- Written task:
Print, please, exactly and only the lines between the line holding "Convert this screenshot" and the line holding "const TABS = ['Action', 'Conditions', 'Operations'];", inclusive, omitting any pictures.

======== Provided entries ========

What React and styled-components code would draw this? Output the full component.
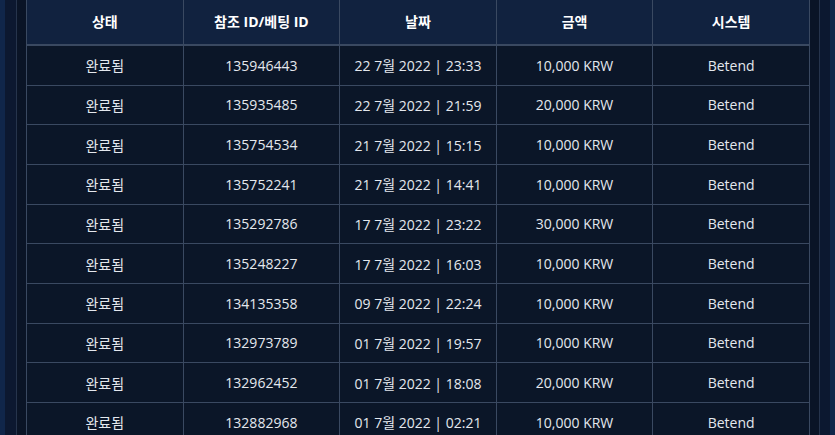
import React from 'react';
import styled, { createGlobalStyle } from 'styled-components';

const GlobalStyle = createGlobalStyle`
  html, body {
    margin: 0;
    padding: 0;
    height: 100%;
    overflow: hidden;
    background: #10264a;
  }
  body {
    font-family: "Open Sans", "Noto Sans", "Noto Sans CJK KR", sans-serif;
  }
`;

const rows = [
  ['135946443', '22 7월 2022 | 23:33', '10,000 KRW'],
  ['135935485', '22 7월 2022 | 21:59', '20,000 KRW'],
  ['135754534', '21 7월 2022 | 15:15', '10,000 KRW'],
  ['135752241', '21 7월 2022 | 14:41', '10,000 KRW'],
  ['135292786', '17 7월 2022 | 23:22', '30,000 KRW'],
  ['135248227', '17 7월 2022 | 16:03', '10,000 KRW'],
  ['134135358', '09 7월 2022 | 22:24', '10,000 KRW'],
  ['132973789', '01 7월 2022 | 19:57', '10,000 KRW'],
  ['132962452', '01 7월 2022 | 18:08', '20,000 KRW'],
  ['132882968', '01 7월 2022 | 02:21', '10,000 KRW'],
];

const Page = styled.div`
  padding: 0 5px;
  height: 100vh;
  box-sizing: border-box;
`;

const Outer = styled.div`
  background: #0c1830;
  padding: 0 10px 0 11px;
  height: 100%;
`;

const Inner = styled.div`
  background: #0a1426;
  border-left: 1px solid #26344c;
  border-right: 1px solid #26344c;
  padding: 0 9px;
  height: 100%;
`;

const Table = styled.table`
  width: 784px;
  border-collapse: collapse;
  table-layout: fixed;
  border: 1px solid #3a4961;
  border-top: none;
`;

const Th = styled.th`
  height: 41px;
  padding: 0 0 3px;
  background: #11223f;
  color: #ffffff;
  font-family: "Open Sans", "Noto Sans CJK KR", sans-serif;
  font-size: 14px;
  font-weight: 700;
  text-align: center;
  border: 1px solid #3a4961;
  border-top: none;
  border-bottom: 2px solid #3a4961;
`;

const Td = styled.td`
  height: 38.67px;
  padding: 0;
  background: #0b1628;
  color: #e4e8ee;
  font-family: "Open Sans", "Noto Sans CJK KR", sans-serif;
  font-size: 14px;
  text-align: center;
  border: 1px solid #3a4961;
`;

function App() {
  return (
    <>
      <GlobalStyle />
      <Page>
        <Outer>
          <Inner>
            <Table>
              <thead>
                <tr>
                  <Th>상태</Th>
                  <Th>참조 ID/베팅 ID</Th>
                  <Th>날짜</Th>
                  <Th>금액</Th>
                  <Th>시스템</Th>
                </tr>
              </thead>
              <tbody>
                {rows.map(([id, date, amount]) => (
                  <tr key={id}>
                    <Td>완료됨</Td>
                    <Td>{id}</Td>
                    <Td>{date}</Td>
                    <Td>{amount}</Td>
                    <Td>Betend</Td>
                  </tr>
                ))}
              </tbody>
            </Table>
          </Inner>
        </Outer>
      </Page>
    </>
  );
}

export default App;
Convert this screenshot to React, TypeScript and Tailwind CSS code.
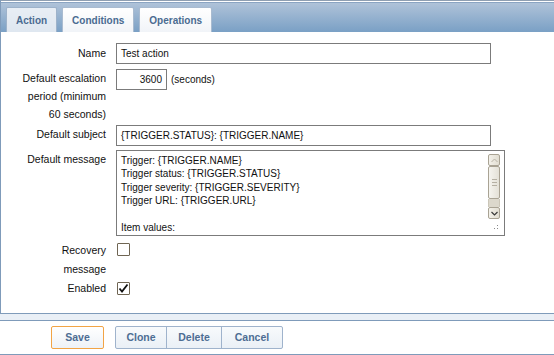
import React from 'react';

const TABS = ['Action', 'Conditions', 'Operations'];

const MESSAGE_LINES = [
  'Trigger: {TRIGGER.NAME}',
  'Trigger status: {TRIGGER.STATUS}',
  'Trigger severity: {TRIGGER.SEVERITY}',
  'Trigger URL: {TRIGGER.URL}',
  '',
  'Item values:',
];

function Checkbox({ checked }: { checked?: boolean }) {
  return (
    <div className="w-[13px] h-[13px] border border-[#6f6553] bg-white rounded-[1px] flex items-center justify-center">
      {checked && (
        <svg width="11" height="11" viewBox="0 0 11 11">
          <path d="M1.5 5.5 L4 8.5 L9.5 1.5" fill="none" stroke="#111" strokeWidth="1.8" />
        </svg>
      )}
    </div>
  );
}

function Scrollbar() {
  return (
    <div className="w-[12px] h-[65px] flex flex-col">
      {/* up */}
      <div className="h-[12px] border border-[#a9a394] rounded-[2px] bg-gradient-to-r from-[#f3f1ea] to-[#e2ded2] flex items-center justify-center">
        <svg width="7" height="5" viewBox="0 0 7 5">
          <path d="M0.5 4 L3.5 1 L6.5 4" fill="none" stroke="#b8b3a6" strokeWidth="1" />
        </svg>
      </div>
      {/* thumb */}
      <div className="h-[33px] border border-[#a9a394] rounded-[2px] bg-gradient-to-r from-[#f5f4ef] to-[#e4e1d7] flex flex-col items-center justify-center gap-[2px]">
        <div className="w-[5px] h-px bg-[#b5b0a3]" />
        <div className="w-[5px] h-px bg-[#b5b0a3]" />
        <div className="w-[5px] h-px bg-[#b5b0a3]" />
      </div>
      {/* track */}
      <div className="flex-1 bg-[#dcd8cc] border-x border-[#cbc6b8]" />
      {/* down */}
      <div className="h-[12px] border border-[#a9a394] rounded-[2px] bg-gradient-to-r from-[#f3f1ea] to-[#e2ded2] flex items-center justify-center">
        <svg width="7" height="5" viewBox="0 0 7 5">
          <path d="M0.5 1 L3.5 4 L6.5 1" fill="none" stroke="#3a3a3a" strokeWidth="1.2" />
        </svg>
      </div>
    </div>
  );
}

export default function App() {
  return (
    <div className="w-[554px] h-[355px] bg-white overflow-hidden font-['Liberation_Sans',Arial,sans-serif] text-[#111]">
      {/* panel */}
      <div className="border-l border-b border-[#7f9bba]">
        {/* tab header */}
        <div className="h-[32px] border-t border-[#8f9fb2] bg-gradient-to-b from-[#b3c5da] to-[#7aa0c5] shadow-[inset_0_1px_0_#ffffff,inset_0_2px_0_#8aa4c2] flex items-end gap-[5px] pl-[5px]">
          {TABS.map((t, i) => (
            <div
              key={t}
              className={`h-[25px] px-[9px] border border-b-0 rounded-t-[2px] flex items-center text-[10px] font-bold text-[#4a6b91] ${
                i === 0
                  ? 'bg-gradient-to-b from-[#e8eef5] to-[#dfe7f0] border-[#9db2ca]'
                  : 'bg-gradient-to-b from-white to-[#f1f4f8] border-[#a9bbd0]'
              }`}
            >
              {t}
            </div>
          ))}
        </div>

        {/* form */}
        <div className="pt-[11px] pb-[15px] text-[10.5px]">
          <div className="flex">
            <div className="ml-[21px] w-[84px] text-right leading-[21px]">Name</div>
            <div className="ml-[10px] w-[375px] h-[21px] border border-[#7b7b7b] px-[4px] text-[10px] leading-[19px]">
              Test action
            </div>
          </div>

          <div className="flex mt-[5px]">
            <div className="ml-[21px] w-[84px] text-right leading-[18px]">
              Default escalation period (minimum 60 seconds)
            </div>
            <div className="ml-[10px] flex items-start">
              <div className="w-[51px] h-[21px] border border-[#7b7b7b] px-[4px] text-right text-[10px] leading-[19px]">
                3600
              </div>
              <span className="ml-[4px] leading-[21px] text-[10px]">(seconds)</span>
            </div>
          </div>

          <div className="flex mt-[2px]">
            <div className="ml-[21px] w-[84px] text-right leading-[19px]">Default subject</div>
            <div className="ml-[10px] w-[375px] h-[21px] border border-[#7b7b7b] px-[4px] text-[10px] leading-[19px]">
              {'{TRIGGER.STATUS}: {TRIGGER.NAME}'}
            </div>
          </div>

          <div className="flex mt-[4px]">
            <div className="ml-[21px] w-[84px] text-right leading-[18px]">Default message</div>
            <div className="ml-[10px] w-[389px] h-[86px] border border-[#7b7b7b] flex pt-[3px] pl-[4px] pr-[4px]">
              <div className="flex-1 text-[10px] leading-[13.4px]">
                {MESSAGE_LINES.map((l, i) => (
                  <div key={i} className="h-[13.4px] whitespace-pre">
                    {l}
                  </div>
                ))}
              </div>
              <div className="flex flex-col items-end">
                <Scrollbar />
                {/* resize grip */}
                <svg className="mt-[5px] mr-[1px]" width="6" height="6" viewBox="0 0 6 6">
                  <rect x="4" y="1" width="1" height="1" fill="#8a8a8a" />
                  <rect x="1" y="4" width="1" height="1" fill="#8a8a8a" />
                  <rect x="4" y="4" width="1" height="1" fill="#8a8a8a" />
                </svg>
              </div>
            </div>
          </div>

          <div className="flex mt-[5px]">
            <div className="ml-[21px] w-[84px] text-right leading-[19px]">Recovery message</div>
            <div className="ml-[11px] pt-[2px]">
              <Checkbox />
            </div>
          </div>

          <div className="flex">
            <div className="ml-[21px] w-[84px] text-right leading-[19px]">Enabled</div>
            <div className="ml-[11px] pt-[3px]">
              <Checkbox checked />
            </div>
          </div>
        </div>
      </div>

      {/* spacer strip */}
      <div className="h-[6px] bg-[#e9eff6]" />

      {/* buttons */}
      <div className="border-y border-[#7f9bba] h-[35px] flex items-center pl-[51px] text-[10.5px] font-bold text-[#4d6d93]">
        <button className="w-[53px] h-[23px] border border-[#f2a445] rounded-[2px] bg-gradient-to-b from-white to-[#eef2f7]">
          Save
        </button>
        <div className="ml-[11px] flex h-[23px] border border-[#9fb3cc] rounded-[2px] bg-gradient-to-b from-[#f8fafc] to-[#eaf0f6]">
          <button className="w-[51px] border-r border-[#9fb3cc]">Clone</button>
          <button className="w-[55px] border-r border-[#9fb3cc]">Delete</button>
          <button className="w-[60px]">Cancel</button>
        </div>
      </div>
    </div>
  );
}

========

- Exercise response:
Convert this screenshot to React, TypeScript and Tailwind CSS code.
import React from 'react';

const TABS = ['Action', 'Conditions', 'Operations'];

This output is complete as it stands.